Iglesias was signed by the Red Sox as a 19-year-old free agent in 2009. He wasn’t drafted, which is an indictment on every scout in the world. Where was he hiding? In plain sight?

He’s generously listed as 5’11” and 175 pounds, but whoever did the listing must have been looking at a fun house mirror image. Iglesias is as 5’11” as Verne Troyer and as 175 pounds as a runway model. But no matter, list him however you want. It won’t change the fact that Iglesias is as shortstop as Ozzie Smith, and that’s the only thing Tigers fans care about.

We first saw Iglesias in Detroit briefly when the Red Sox visited in June. But on a team filled with guys named Pedroia, Ortiz, Saltalamacchia and Ellsbury, Iglesias got lost in the shuffle on the visitors.

Then the trade was made in late July, and we were told that we’d be thrilled to watch Iglesias play shortstop. He was hitting about .330 at the time of the deal, but hitting wasn’t his thing, supposedly. It was the glove that separated Iglesias from the rest of the pack.

Well, Iglesias is still hitting over .300, but if he keeps flashing leather like this, he could hit .003 for all I care.

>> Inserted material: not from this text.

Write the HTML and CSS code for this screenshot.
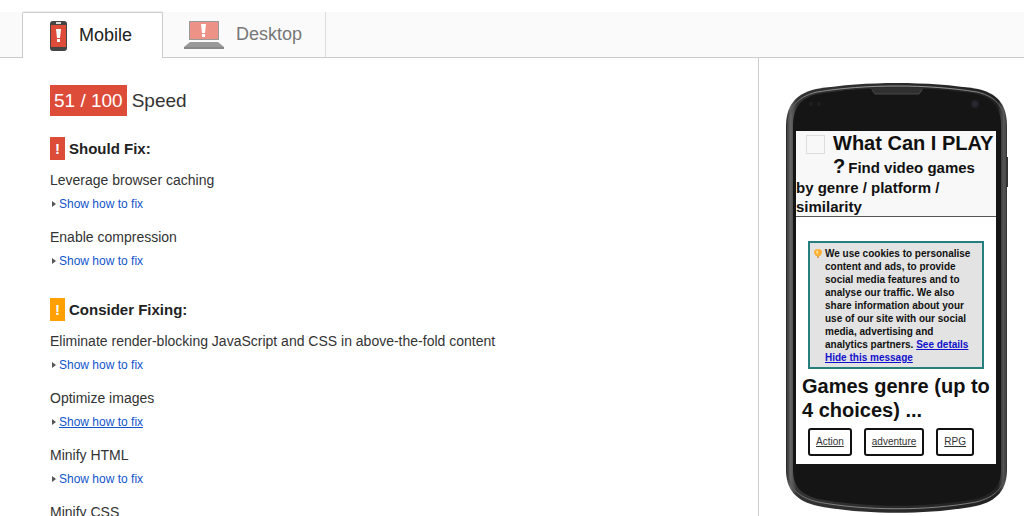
FILE: index.html
```html
<!DOCTYPE html>
<html lang="en">
<head>
  <meta charset="UTF-8">
  <meta name="viewport" content="width=device-width, initial-scale=1">
  <title>PageSpeed Insights</title>
  <link rel="stylesheet" href="styles.css">
</head>
<body>

<div class="tabs" role="tablist">
  <button class="tab active" type="button" role="tab" aria-selected="true">
    <svg class="icon-mobile" width="17" height="30" viewBox="0 0 17 30" aria-hidden="true">
      <rect width="17" height="30" rx="3" fill="#444"/>
      <rect x="1" y="4" width="15" height="22" fill="#dd4b39"/>
      <rect x="6" y="1" width="5" height="2" fill="#ddd"/>
      <path d="M6 8h5l-1 9H7z" fill="#fff"/>
      <rect x="7" y="18" width="3" height="3" fill="#fff"/>
    </svg>
    Mobile
  </button>
  <button class="tab" type="button" role="tab" aria-selected="false">
    <svg class="icon-desktop" width="40" height="28" viewBox="0 0 40 28" aria-hidden="true">
      <rect x="5" width="30" height="19" fill="#999"/>
      <rect x="6" y="1" width="28" height="17" fill="#ec9287"/>
      <path d="M6 21h28l6 5H0z" fill="#999"/>
      <path d="M0 26h40v2H0z" fill="#888"/>
      <path d="M17 3h5l-1 9h-3z" fill="#fff"/>
      <rect x="18" y="13" width="3" height="3" fill="#fff"/>
    </svg>
    Desktop
  </button>
</div>

<div class="content">
  <main class="results">
    <h1 class="score"><span class="score-value">51 / 100</span> Speed</h1>

    <section class="group">
      <h2><span class="badge red">!</span>Should Fix:</h2>
      <div class="rule">
        <h3>Leverage browser caching</h3>
        <a href="#caching">Show how to fix</a>
      </div>
      <div class="rule">
        <h3>Enable compression</h3>
        <a href="#compression">Show how to fix</a>
      </div>
    </section>

    <section class="group">
      <h2><span class="badge orange">!</span>Consider Fixing:</h2>
      <div class="rule">
        <h3>Eliminate render-blocking JavaScript and CSS in above-the-fold content</h3>
        <a href="#blocking">Show how to fix</a>
      </div>
      <div class="rule">
        <h3>Optimize images</h3>
        <a class="hovered" href="#images">Show how to fix</a>
      </div>
      <div class="rule">
        <h3>Minify HTML</h3>
        <a href="#html">Show how to fix</a>
      </div>
      <div class="rule">
        <h3>Minify CSS</h3>
      </div>
    </section>
  </main>

  <aside class="preview">
    <div class="phone">
      <svg class="phone-frame" viewBox="0 0 222 430" preserveAspectRatio="none" aria-hidden="true">
        <defs>
          <linearGradient id="edge" x1="0" x2="1" y1="0" y2="0">
            <stop offset="0" stop-color="#222"/>
            <stop offset="0.02" stop-color="#666"/>
            <stop offset="0.05" stop-color="#333"/>
            <stop offset="0.96" stop-color="#222"/>
            <stop offset="0.985" stop-color="#555"/>
            <stop offset="1" stop-color="#333"/>
          </linearGradient>
          <linearGradient id="rim" x1="0" x2="0" y1="0" y2="1">
            <stop offset="0" stop-color="#999"/>
            <stop offset="0.06" stop-color="#555"/>
            <stop offset="0.92" stop-color="#444"/>
            <stop offset="1" stop-color="#888"/>
          </linearGradient>
        </defs>
        <path d="M0 44C0 24 8 11 30 6C80 -2 142 -2 192 6C214 11 221 24 221 44V386C221 406 212 418 190 423C144 432 78 432 32 423C9 418 0 406 0 386Z" fill="url(#edge)"/>
        <path d="M7 44C7 25 14 15 32 11C80 3 142 3 190 11C208 15 215 25 215 44V386C215 403 207 411 190 416C142 425 80 425 32 416C14 411 7 403 7 386Z" fill="#151515"/>
        <path d="M2 44C2 26 10 14 31 9C80 1 142 1 191 9C212 14 219 26 219 44V386C219 404 210 414 190 419C142 428 80 428 32 419C11 414 2 404 2 386Z" fill="none" stroke="url(#rim)"/>
        <path d="M84 5Q111 3 138 5L133 11H89Z" fill="#303030"/>
        <path d="M86 7L89 11H133L136 7" fill="none" stroke="#484848"/>
        <circle cx="189" cy="21" r="4" fill="#222228"/>
        <circle cx="189" cy="21" r="2" fill="#2a2a38"/>
        <circle cx="25" cy="21" r="2" fill="#202020"/>
        <circle cx="33" cy="21" r="2" fill="#202020"/>
        <path d="M221 74V104" stroke="#333" stroke-width="2"/>
      </svg>
      <div class="screen">
        <div class="site-header">
          <span class="site-logo"></span>
          <span class="site-name">What Can I PLAY ?</span><span>Find video games by genre / platform / similarity</span>
        </div>
        <div class="cookies">
          <svg width="8" height="11" viewBox="0 0 8 11" aria-hidden="true">
            <path d="M0 3Q0 0 4 0T8 3Q8 5 6 7H2Q0 5 0 3Z" fill="#fbb034"/>
            <path d="M2 2Q3 1 4 2V5H3Z" fill="#ffe39a"/>
            <path d="M3 7H5V9H3Z" fill="#d9a45a"/>
          </svg>
          <p>We use cookies to personalise content and ads, to provide social media features and to analyse our traffic. We also share information about your use of our site with our social media, advertising and analytics partners. <a href="#details">See details</a> <a href="#hide">Hide this message</a></p>
        </div>
        <h2 class="genre-title">Games genre (up to 4 choices) ...</h2>
        <div class="genres">
          <a href="#action">Action</a>
          <a href="#adventure">adventure</a>
          <a href="#rpg">RPG</a>
        </div>
      </div>
    </div>
  </aside>
</div>

</body>
</html>
```
FILE: styles.css
```css
* {
  box-sizing: border-box;
}
body {
  font-family: "Liberation Sans", Arial, sans-serif;
  background-color: #fff;
  color: #333;
  margin: 0;
  padding-top: 12px;
  height: 100vh;
  overflow: hidden;
  display: flex;
  flex-direction: column;
}
h1, h2, h3, p {
  margin: 0;
}

/* tabs */
.tabs {
  display: flex;
  flex-shrink: 0;
  height: 46px;
  padding-left: 22px;
  background-color: #fafafa;
  border-bottom: 1px solid #ccc;
}
.tab {
  display: flex;
  align-items: center;
  gap: 12px;
  height: 45px;
  padding: 0 23px 0 21px;
  font: 18px "Liberation Sans", Arial, sans-serif;
  color: #777;
  background: none;
  border: none;
  border-right: 1px solid #ddd;
  cursor: pointer;
}
.tab.active {
  height: 46px;
  padding: 0 30px 0 27px;
  color: #222;
  background-color: #fff;
  border: 1px solid #ccc;
  border-bottom: none;
  border-radius: 2px 2px 0 0;
  box-shadow: 0 -1px 1px #eee;
}

/* results */
.content {
  display: flex;
  flex: 1;
  min-height: 0;
}
.results {
  flex: 1;
  padding: 27px 20px 0 50px;
}
.score {
  display: flex;
  align-items: center;
  gap: 5px;
  margin-bottom: 21px;
  font-size: 19px;
  font-weight: normal;
}
.score-value {
  padding: 0 4px;
  line-height: 31px;
  color: #fff;
  background-color: #dd4b39;
}
.group {
  margin-bottom: 25px;
}
.group h2 {
  display: flex;
  align-items: center;
  gap: 4px;
  margin-bottom: 8px;
  font-size: 15px;
  line-height: 23px;
  color: #222;
}
.badge {
  width: 15px;
  text-align: center;
  color: #fff;
}
.red { background-color: #dd4b39; }
.orange { background-color: #ff9f00; }
.rule {
  margin-bottom: 9px;
}
.rule h3 {
  font-size: 14px;
  font-weight: normal;
  line-height: 24px;
}
.rule a {
  display: flex;
  align-items: center;
  gap: 3px;
  font-size: 12px;
  line-height: 24px;
  color: #15c;
  text-decoration: none;
}
.rule a::before {
  content: "";
  margin-left: 2px;
  border: 3px solid transparent;
  border-left: 4px solid #555;
  border-right: 0;
}
.rule a:hover,
.rule a.hovered {
  text-decoration: underline;
}

/* phone preview */
.preview {
  flex-shrink: 0;
  padding: 25px 16px 0 27px;
  border-left: 1px solid #ccc;
}
.phone {
  position: relative;
  width: 222px;
  padding: 48px 12px 49px 10px;
}
.phone-frame {
  position: absolute;
  top: 0;
  left: 0;
  width: 100%;
  height: 100%;
}
.screen {
  position: relative;
  padding-bottom: 8px;
  color: #111;
  background-color: #fff;
}
.site-header {
  padding-top: 1px;
  font-size: 15px;
  font-weight: bold;
  line-height: 19px;
  background-color: #f8f8f8;
  border-bottom: 1px solid #555;
}
.site-logo {
  float: left;
  width: 19px;
  height: 19px;
  margin: 3px 8px 21px 10px;
  border: 1px solid #ddd;
}
.site-name {
  margin-right: 3px;
  font-size: 20px;
  line-height: 23px;
}
.cookies {
  display: flex;
  align-items: flex-start;
  gap: 3px;
  margin: 24px 12px 5px;
  padding: 4px 8px 3px 4px;
  font-size: 10px;
  font-weight: bold;
  line-height: 13px;
  background-color: #e3e3e3;
  border: 2px solid #267f7f;
}
.cookies svg {
  flex-shrink: 0;
  margin-top: 2px;
}
.cookies a {
  color: #1111cc;
}
.genre-title {
  padding: 0 6px;
  font-size: 20px;
  line-height: 24px;
}
.genres {
  display: flex;
  gap: 12px;
  margin: 6px 12px 0;
}
.genres a {
  padding: 0 6px;
  font-size: 10px;
  line-height: 24px;
  color: #333;
  border: 2px solid #111;
  border-radius: 3px;
}
```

Infield defense wasn’t exactly a strength for the Tigers at the beginning of last year, with Peralta at shortstop, Ryan Raburn at second base, and Miggy Cabrera giving it another try at third base and Prince Fielder at first base. They were the Four Horseman of the Apocalypse, pretty much.

Cabrera proved to be better than most thought and Fielder is serviceable, but it’s in the middle of the infield where the Tigers are vastly improved. Iglesias at shortstop and Omar Infante—who rejoined the Tigers midway through last season—at second base, is as good as it gets defensively. And bonus—both are hitting over .300.

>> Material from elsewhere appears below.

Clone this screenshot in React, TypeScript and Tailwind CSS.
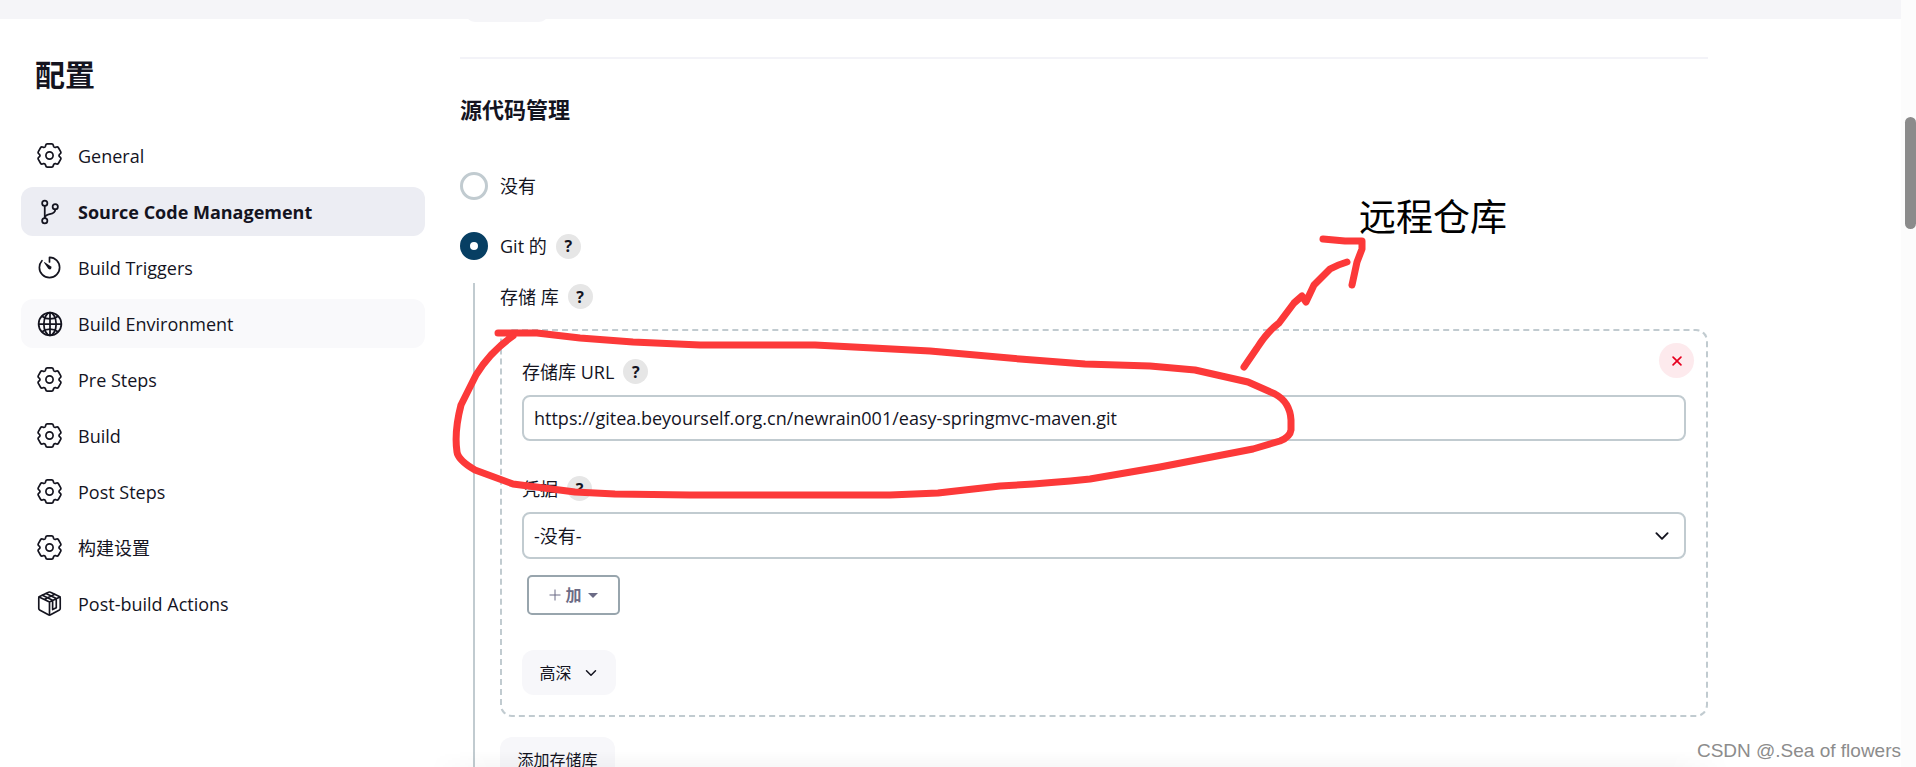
import { IoChevronDown, IoClose, IoGitBranchOutline, IoGlobeOutline, IoTimerOutline } from 'react-icons/io5'

type Point = [number, number]

// One tooth of the gear, centred on the origin and pointing up
const tooth: Point[] = [[-4, -9.3], [-3.8, -10.3], [-3.5, -11.6], [-2.2, -11.6], [2.2, -11.6], [3.5, -11.6], [3.8, -10.3], [4, -9.3], [4.5, -7.8]]

function gearPath() {
  const parts = Array.from({ length: 6 }).map((_, i) => {
    const a = (i * Math.PI) / 3
    const p = tooth.map(([x, y]) => `${(x * Math.cos(a) - y * Math.sin(a)).toFixed(2)} ${(x * Math.sin(a) + y * Math.cos(a)).toFixed(2)}`)
    return `${p[0]} L${p[1]} Q${p[2]} ${p[3]} L${p[4]} Q${p[5]} ${p[6]} L${p[7]} Q${p[8]} `
  })
  return `M${parts.join('')}-4 -9.3Z`
}

function GearIcon() {
  return (
    <svg viewBox="-12.5 -12.5 25 25" className="size-[25px]" fill="none" stroke="currentColor" strokeWidth="1.7" strokeLinejoin="round">
      <path d={gearPath()} />
      <circle r="3.6" />
    </svg>
  )
}

function PackageIcon() {
  return (
    <svg viewBox="0 0 24 24" className="size-[25px]" fill="none" stroke="currentColor" strokeWidth="1.6" strokeLinejoin="round" strokeLinecap="round">
      <path d="M11 1.2Q12 .7 13 1.2L21.5 5.2Q22.3 5.7 22.3 6.6V16.9Q22.3 17.8 21.5 18.2L13 22.7Q12 23.2 11 22.7L2.5 18.2Q1.7 17.8 1.7 16.9V6.6Q1.7 5.7 2.5 5.2Z" />
      <path d="M2 5.7 12 10.6 22 5.7M12 10.6V23M5.2 4 15 8.8V17.8L18.5 16V7.2L8.7 2.5M7 8.1 17 3.2" />
    </svg>
  )
}

const sections = [
  { label: 'General', icon: <GearIcon /> },
  { label: 'Source Code Management', icon: <IoGitBranchOutline size={28} />, state: 'active' },
  { label: 'Build Triggers', icon: <IoTimerOutline size={27} /> },
  { label: 'Build Environment', icon: <IoGlobeOutline size={28} />, state: 'hover' },
  { label: 'Pre Steps', icon: <GearIcon /> },
  { label: 'Build', icon: <GearIcon /> },
  { label: 'Post Steps', icon: <GearIcon /> },
  { label: '构建设置', icon: <GearIcon /> },
  { label: 'Post-build Actions', icon: <PackageIcon /> },
]

function itemStyle(state?: string) {
  if (state === 'active') return 'bg-[#ecedf3] font-bold'
  if (state === 'hover') return 'bg-[#f9f9fb]'
  return ''
}

function Help({ topic }: { topic: string }) {
  return (
    <button aria-label={`${topic} ?`} className="flex size-[25px] shrink-0 items-center justify-center rounded-full bg-[#e6e6e6] text-base font-bold">
      ?
    </button>
  )
}

function FieldLabel({ id, text }: { id: string; text: string }) {
  return (
    <div className="flex h-[25px] items-center gap-[9px]">
      <label htmlFor={id}>{text}</label>
      <Help topic={text} />
    </div>
  )
}

/** Hand-drawn markup lying over the form. */
function Annotation() {
  return (
    <div className="pointer-events-none absolute top-0 left-0">
      <svg width="1600" height="520" viewBox="0 0 1600 520" fill="none" stroke="#fc3939" strokeWidth="7" strokeLinecap="round" strokeLinejoin="round">
        <path d="M498 333H537L580 338 633 342 700 345H815L873 348 930 351 1020 359 1085 364 1150 366 1195 370 1248 382 1275 394Q1290 402 1291 420V430Q1290 437 1280 441L1253 449 1160 467 1090 479Q1040 484 1000 486L938 493 890 495H690L615 494 575 492 513 484 475 470Q458 460 457 452 454 432 461 405L476 375Q490 352 513 336" />
        <path d="M1244 367 1257 348Q1267 332 1279 323L1294 303 1302 296 1306 302 1314 285 1330 269Q1337 265 1347 262M1323 239 1345 241H1362V249L1357 262 1352 285" />
      </svg>
      <p className="absolute top-[192px] left-[1359px] text-[37px] leading-[50px] whitespace-nowrap text-black">远程仓库</p>
    </div>
  )
}

export default function App() {
  return (
    <div className="relative flex h-screen overflow-hidden bg-white font-['Open_Sans','Noto_Sans_CJK_SC',sans-serif] text-lg leading-6 text-[#14141f]">
      <div className="flex min-w-0 flex-1 flex-col">
        <header className="h-[19px] shrink-0 bg-[#f5f5f8] pl-[464px]">
          <div className="h-[22px] w-[86px] rounded-b-xl bg-[#f5f5f8]" />
        </header>

        <div className="flex min-h-0 flex-1">
          <aside className="w-[460px] shrink-0 pt-[34px] pr-[35px] pl-[21px]">
            <h1 className="mb-[34px] pl-3.5 text-[30px] leading-11 font-bold">配置</h1>
            <nav className="flex flex-col gap-[7px]">
              {sections.map(({ label, icon, state }) => (
                <a key={label} href="#" className={`flex h-[49px] items-center gap-4 rounded-xl pl-4 ${itemStyle(state)}`}>
                  <span className="flex size-[25px] items-center justify-center *:shrink-0">{icon}</span>
                  {label}
                </a>
              ))}
            </nav>
          </aside>

          <main className="max-w-[1248px] min-w-0 flex-1 pt-[38px]">
            <hr className="border-t-2 border-[#f3f3f8]" />
            <h2 className="mt-[34px] text-[22px] leading-8 font-bold">源代码管理</h2>

            <div className="mt-[47px] flex h-7 items-center gap-3">
              <input id="scm-none" name="scm" type="radio" className="size-7 appearance-none rounded-full border-[3px] border-[#c1cbd0] bg-white" />
              <label htmlFor="scm-none">没有</label>
            </div>
            <div className="mt-8 flex h-7 items-center gap-3">
              <input id="scm-git" name="scm" type="radio" defaultChecked className="size-7 appearance-none rounded-full border-[10px] border-[#073f63] bg-white" />
              <div className="flex items-center gap-[9px]">
                <label htmlFor="scm-git">Git 的</label>
                <Help topic="Git" />
              </div>
            </div>

            <div className="mt-[23px] ml-[13px] border-l-2 border-[#c1cbd0] pb-20 pl-[25px]">
              <div className="flex h-[27px] items-center gap-[9px]">
                <span>存储 库</span>
                <Help topic="存储库" />
              </div>

              <section className="relative mt-[19px] rounded-xl border-2 border-dashed border-[#c1cbd0] px-5 pt-[28px] pb-5">
                <button aria-label="删除" className="absolute top-3 right-3 flex size-[35px] items-center justify-center rounded-full bg-[#fdeaed] text-[#e6001f]">
                  <IoClose size={18} />
                </button>

                <FieldLabel id="repo-url" text="存储库 URL" />
                <input id="repo-url" type="text" defaultValue="https://gitea.beyourself.org.cn/newrain001/easy-springmvc-maven.git" className="mt-[11px] h-[46px] w-full rounded-lg border-2 border-[#c1cbd0] px-2.5" />

                <div className="mt-[35px]">
                  <FieldLabel id="credentials" text="凭据" />
                </div>
                <div className="relative mt-[11px]">
                  <select id="credentials" className="h-[47px] w-full appearance-none rounded-lg border-2 border-[#c1cbd0] bg-white px-2.5">
                    <option>-没有-</option>
                  </select>
                  <IoChevronDown size={20} className="pointer-events-none absolute top-3.5 right-3.5" />
                </div>

                <button className="mt-4 ml-[5px] flex h-10 w-[93px] items-center justify-center gap-1 rounded-[5px] border-2 border-[#98a5ad] text-base font-bold text-[#6b6b85]">
                  <svg viewBox="0 0 12 12" className="size-3" stroke="currentColor"><path d="M6 .5v11M.5 6h11" /></svg>
                  加
                  <svg viewBox="0 0 10 5" className="ml-0.5 h-[5px] w-2.5" fill="currentColor"><path d="M0 0h10L5 5z" /></svg>
                </button>

                <button className="mt-[35px] flex h-[45px] w-[94px] items-center justify-center gap-[11px] rounded-xl bg-[#f7f7fa] text-base">
                  高深
                  <IoChevronDown size={16} />
                </button>
              </section>

              <button className="mt-5 h-[45px] w-[115px] rounded-xl bg-[#f7f7fa] text-base">添加存储库</button>
            </div>
          </main>
        </div>
      </div>

      <div className="w-[15px] shrink-0 bg-[#fcfcfc] pt-[117px] pl-1">
        <div className="h-28 w-[11px] rounded-full bg-[#8b8b8b]" />
      </div>

      <div className="pointer-events-none absolute bottom-0 left-[430px] h-4 w-[1300px] bg-linear-to-t from-black/3 to-transparent [mask-image:linear-gradient(to_right,transparent,black_60px,black_1240px,transparent)]" />
      <Annotation />
      <p className="absolute right-[15px] bottom-1 font-['Liberation_Sans',sans-serif] text-[19px] leading-6 text-[#8c8c8c]">CSDN @.Sea of flowers</p>
    </div>
  )
}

Iglesias made a play in Chicago several weeks ago that had to be seen to be believed. Actually, it was seen and still not believed.

Catcher Josh Phegley hit a slow roller to the left of the pitcher’s mound and Iglesias charged. The kid snared the ball with his bare hand, and while diving to his right thanks to his momentum, Iglesias flipped a throw to first base as he landed shoulder first in the grass. Somehow, Iglesias got enough on the flip to nip Phegley.

I am seeing it now in my head, and I’m still not certain whether I am making it up as I type. Someone, please verify that this actually happened.

Jose Iglesias will be the Tigers shortstop for the rest of the decade and maybe beyond. Because of his youth, the team has Iglesias under its control for at least five years before words like arbitration and free agency start to be bandied about.

By that time, it will be unthinkable to let Iglesias go anywhere.

And it would be unthinkable to give anyone else jersey No. 1. If Whitaker wearing it didn‘t retire the number, then Iglesias surely will be finishing the job.